## Start PROVIDED MATERIAL
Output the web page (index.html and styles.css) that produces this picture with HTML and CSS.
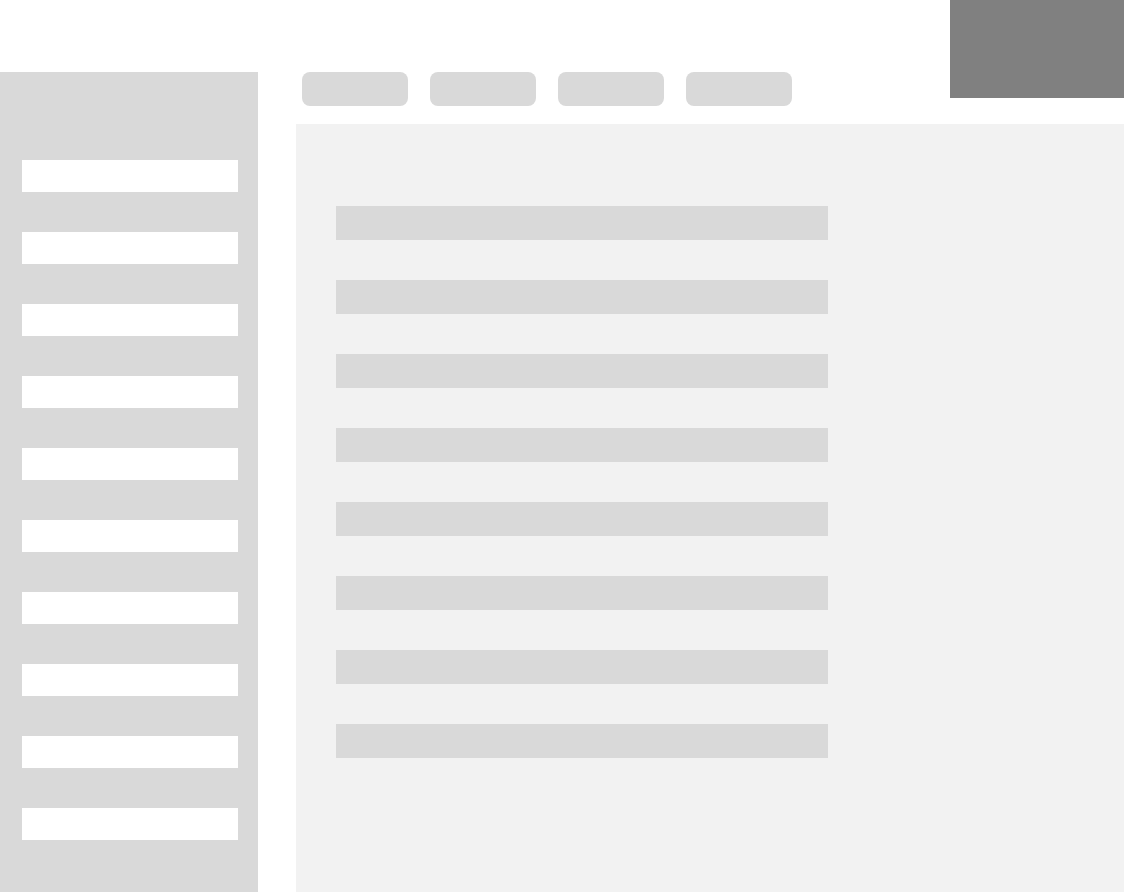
FILE: index.html
```html
<!DOCTYPE html>
<html lang="en">
<head>
<meta charset="utf-8">
<title>Wireframe</title>
<link rel="stylesheet" href="styles.css">
</head>
<body>
<div class="page">
  <div class="corner-box"></div>
  <div class="layout">
    <aside class="sidebar">
      <div class="side-item"></div>
      <div class="side-item"></div>
      <div class="side-item"></div>
      <div class="side-item"></div>
      <div class="side-item"></div>
      <div class="side-item"></div>
      <div class="side-item"></div>
      <div class="side-item"></div>
      <div class="side-item"></div>
      <div class="side-item"></div>
    </aside>
    <main class="main">
      <nav class="tabs">
        <div class="tab"></div>
        <div class="tab"></div>
        <div class="tab"></div>
        <div class="tab"></div>
      </nav>
      <section class="panel">
        <div class="row"></div>
        <div class="row"></div>
        <div class="row"></div>
        <div class="row"></div>
        <div class="row"></div>
        <div class="row"></div>
        <div class="row"></div>
        <div class="row"></div>
      </section>
    </main>
  </div>
</div>
</body>
</html>
```
FILE: styles.css
```css
html, body {
  margin: 0;
  padding: 0;
  height: 892px;
  overflow: hidden;
  background: #ffffff;
  font-family: "Liberation Sans", Arial, sans-serif;
}

.page {
  position: relative;
  width: 1124px;
  height: 892px;
  box-sizing: border-box;
  padding-top: 72px;
}

.corner-box {
  position: absolute;
  top: 0;
  right: 0;
  width: 174px;
  height: 98px;
  background: #808080;
}

.layout {
  display: flex;
  gap: 38px;
  height: 820px;
}

.sidebar {
  width: 258px;
  flex: 0 0 258px;
  background: #d9d9d9;
  box-sizing: border-box;
  padding: 88px 20px 0 22px;
  display: flex;
  flex-direction: column;
  gap: 40px;
}

.side-item {
  width: 216px;
  height: 32px;
  background: #ffffff;
}

.main {
  flex: 1;
  display: flex;
  flex-direction: column;
  gap: 18px;
}

.tabs {
  display: flex;
  gap: 22px;
  padding-left: 6px;
  height: 34px;
}

.tab {
  width: 106px;
  height: 34px;
  border-radius: 8px;
  background: #d9d9d9;
}

.panel {
  flex: 1;
  background: #f2f2f2;
  box-sizing: border-box;
  padding: 82px 0 0 40px;
  display: flex;
  flex-direction: column;
  gap: 40px;
}

.row {
  width: 492px;
  height: 34px;
  background: #d9d9d9;
}
```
## End PROVIDED MATERIAL
**DIRECTIONS**: Every line that holds the word "index" should be extracted.

**RESULT OF THIS TASK**:
Output the web page (index.html and styles.css) that produces this picture with HTML and CSS.
FILE: index.html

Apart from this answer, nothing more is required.